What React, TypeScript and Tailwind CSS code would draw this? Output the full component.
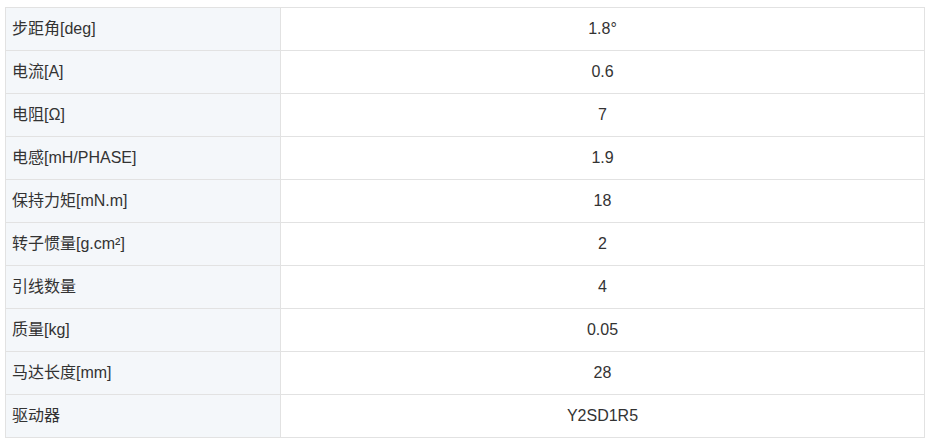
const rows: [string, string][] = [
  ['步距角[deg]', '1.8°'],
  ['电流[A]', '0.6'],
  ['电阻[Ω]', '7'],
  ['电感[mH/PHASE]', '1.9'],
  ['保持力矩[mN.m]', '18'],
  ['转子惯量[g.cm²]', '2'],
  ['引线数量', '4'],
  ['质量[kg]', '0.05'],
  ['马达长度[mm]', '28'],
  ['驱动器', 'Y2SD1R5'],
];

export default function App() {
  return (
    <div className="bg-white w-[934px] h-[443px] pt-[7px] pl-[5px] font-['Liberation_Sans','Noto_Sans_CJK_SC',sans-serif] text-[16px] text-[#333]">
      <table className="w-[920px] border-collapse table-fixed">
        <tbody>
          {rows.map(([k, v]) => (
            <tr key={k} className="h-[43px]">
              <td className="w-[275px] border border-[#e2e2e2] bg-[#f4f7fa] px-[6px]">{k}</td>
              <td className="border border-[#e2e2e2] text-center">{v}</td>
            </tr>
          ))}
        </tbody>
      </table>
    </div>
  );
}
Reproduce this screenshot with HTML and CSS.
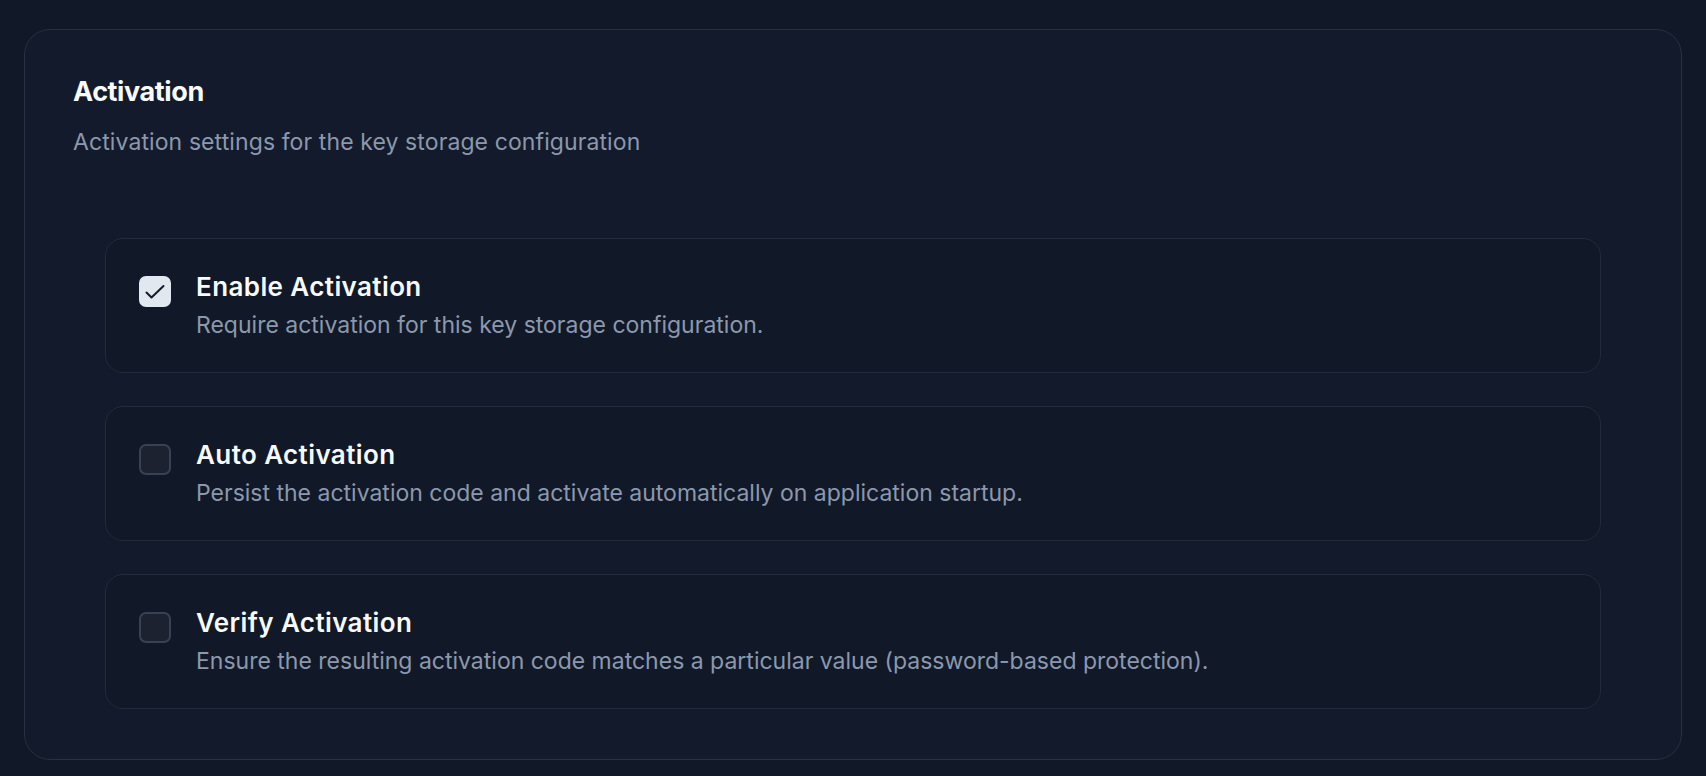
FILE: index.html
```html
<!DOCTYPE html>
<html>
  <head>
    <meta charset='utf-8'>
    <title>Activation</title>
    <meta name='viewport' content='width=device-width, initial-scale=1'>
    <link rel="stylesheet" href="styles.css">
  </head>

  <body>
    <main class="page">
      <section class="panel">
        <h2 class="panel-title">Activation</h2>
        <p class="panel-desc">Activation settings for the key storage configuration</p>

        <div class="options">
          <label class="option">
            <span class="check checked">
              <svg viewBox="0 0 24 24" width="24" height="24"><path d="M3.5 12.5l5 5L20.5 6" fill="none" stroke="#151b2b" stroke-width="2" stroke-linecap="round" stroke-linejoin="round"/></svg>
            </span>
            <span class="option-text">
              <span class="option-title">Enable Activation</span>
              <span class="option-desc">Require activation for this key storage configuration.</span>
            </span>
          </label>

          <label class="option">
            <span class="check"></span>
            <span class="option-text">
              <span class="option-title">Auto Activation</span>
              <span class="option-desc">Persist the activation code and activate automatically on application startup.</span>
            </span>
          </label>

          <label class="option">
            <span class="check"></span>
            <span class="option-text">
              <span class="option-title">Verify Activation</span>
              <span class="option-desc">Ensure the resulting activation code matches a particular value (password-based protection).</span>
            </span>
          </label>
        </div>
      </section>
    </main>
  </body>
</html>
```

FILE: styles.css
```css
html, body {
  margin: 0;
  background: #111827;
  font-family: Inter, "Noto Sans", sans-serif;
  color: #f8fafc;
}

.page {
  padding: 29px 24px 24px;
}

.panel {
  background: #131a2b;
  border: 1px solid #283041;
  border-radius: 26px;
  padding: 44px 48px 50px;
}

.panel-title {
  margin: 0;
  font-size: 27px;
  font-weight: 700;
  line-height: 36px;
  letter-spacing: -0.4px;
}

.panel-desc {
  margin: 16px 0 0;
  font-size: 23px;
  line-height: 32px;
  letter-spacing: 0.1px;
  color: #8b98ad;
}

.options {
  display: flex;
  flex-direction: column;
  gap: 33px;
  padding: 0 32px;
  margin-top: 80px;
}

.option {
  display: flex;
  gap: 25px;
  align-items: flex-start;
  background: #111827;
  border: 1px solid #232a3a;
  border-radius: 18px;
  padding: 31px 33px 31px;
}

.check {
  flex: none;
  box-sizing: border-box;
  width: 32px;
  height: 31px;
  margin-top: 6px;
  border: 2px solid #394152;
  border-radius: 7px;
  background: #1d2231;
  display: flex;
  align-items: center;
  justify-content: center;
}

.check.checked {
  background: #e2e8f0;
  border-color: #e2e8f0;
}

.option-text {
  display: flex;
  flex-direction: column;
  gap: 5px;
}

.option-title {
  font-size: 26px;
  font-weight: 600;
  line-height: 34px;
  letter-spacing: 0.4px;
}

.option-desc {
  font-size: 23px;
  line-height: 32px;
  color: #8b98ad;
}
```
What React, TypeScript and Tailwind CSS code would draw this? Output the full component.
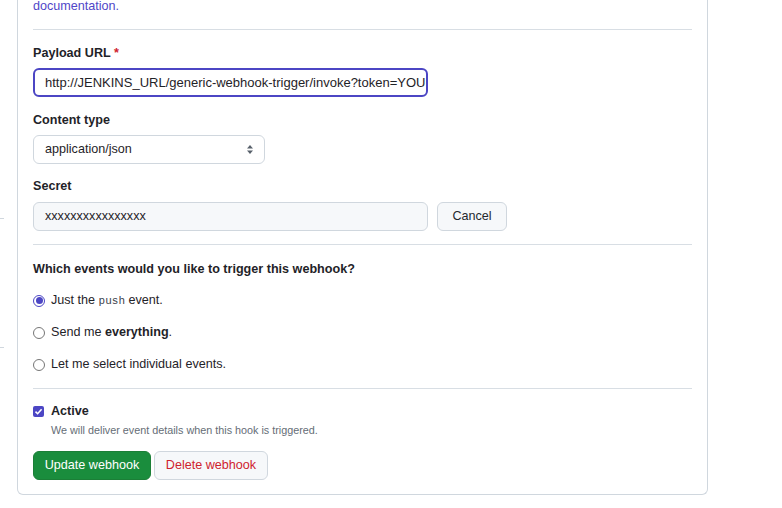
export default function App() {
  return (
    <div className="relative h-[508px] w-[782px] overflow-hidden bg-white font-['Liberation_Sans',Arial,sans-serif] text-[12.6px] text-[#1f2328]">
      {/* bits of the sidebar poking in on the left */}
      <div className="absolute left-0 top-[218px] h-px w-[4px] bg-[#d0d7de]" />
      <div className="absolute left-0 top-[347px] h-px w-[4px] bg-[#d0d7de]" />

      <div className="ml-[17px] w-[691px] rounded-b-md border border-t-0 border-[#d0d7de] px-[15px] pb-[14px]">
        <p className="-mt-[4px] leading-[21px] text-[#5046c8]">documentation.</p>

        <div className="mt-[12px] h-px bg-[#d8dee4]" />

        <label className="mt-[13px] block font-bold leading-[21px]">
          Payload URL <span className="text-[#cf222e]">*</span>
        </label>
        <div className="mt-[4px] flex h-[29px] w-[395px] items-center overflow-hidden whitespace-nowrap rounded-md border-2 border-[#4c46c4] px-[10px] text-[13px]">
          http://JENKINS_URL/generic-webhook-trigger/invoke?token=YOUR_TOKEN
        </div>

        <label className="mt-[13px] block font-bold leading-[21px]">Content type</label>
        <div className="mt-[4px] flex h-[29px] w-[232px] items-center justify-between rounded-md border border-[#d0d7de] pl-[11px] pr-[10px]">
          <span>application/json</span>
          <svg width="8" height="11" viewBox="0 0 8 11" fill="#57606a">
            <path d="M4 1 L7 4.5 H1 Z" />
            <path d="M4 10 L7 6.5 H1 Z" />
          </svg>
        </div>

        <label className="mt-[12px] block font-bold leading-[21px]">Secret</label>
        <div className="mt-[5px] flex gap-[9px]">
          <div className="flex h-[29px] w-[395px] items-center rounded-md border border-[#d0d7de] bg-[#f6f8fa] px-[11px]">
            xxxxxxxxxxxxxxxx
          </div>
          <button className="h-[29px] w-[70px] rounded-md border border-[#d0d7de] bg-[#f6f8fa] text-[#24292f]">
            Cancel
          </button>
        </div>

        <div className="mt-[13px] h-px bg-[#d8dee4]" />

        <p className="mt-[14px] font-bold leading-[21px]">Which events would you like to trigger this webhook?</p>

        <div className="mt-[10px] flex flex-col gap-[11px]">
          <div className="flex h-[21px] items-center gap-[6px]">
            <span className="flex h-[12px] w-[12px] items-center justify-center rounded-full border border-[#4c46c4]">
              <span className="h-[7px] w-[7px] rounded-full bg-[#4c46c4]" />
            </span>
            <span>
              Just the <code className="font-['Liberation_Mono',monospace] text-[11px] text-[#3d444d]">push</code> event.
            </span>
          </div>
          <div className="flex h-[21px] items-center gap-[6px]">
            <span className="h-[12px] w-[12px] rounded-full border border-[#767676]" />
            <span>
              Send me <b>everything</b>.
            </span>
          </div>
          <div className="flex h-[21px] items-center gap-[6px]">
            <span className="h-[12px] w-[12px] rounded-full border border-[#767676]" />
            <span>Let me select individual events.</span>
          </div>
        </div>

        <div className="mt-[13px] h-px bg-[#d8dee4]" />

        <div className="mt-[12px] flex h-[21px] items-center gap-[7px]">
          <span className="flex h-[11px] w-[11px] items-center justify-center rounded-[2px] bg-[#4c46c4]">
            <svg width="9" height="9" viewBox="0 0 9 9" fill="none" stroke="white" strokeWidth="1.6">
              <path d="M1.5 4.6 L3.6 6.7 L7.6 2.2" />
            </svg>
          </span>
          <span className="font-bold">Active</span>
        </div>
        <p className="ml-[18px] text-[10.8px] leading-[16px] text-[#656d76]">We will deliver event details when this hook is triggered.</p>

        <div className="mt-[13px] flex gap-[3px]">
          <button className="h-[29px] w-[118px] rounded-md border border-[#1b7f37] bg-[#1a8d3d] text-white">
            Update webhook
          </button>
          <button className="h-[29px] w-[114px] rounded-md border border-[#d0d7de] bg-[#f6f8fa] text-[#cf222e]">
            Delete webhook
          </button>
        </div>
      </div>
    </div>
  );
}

= = = =

What is required: Extract every line from the records above that contains the word "this".

Final result:
What React, TypeScript and Tailwind CSS code would draw this? Output the full component.
Reproduce this screenshot with HTML and CSS.
              <span class="option-desc">Require activation for this key storage configuration.</span>
What React, TypeScript and Tailwind CSS code would draw this? Output the full component.
        <p className="mt-[14px] font-bold leading-[21px]">Which events would you like to trigger this webhook?</p>
        <p className="ml-[18px] text-[10.8px] leading-[16px] text-[#656d76]">We will deliver event details when this hook is triggered.</p>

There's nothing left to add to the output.